Speech emotion recognition with PyTorch
Source-code for the research paper ‘Deep learning for robust dimensional characterisation of affect in speech’.
* "This paper seeks to evaluate machine learning methodology
in the task of speech emotion recognition (SER) by utilising a
signal processing approach. This is done with aim of assessing
user behaviour during the use of online voice communication."
* "We use dimensional models of emotion, put forward by empirical
research to gain nuanced information about sampled emotion data,
disseminating greater insight into user voice communication activity."
* "This paper focuses on the extraction and use of Mel-frequency
cepstral coefficients (MFCC) as feature vectors for feed
forward neural network architectures."
* "Experiments conducted show evidence that the methodology
proposed in this paper is partially effective on unseen,
dissimilar in structure real-world data, which has proven
to be a hurdle to deployment of solutions in the area of
automatic speech recognition (ASR) and SER. These findings
provide a framework to enable more precise, automated user handling."

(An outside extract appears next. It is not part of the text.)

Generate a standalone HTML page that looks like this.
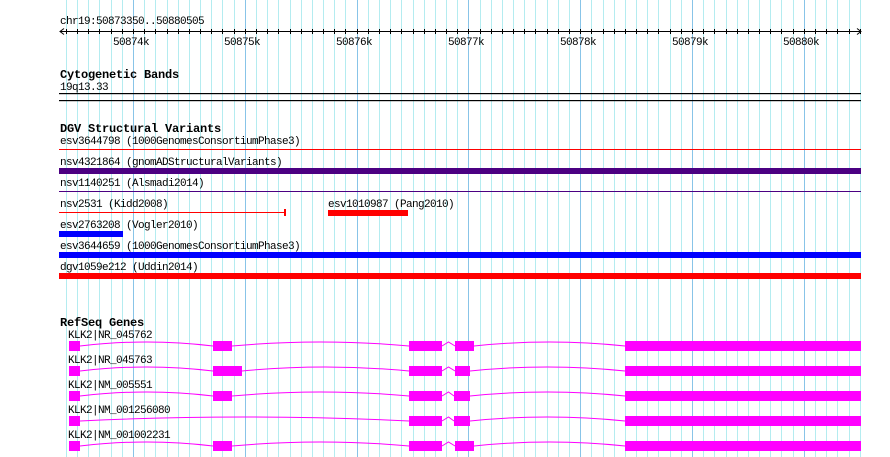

'speech_emotion_recognition.ipynb' - main notebook
- PyTorch (MLP) model
'augment_data.ipynb' - data augmentation batch scripts
- white noise
- simulated chatter, background noise
- overdrive
- reverb
+ RAVDESS
+ CREMA-D
+ TESS
+ To simply generate results and plots,
skip to and run cells in 'Testing' section of 'speech_emotion_recognition.ipynb',
this will load the provided 'best model' state.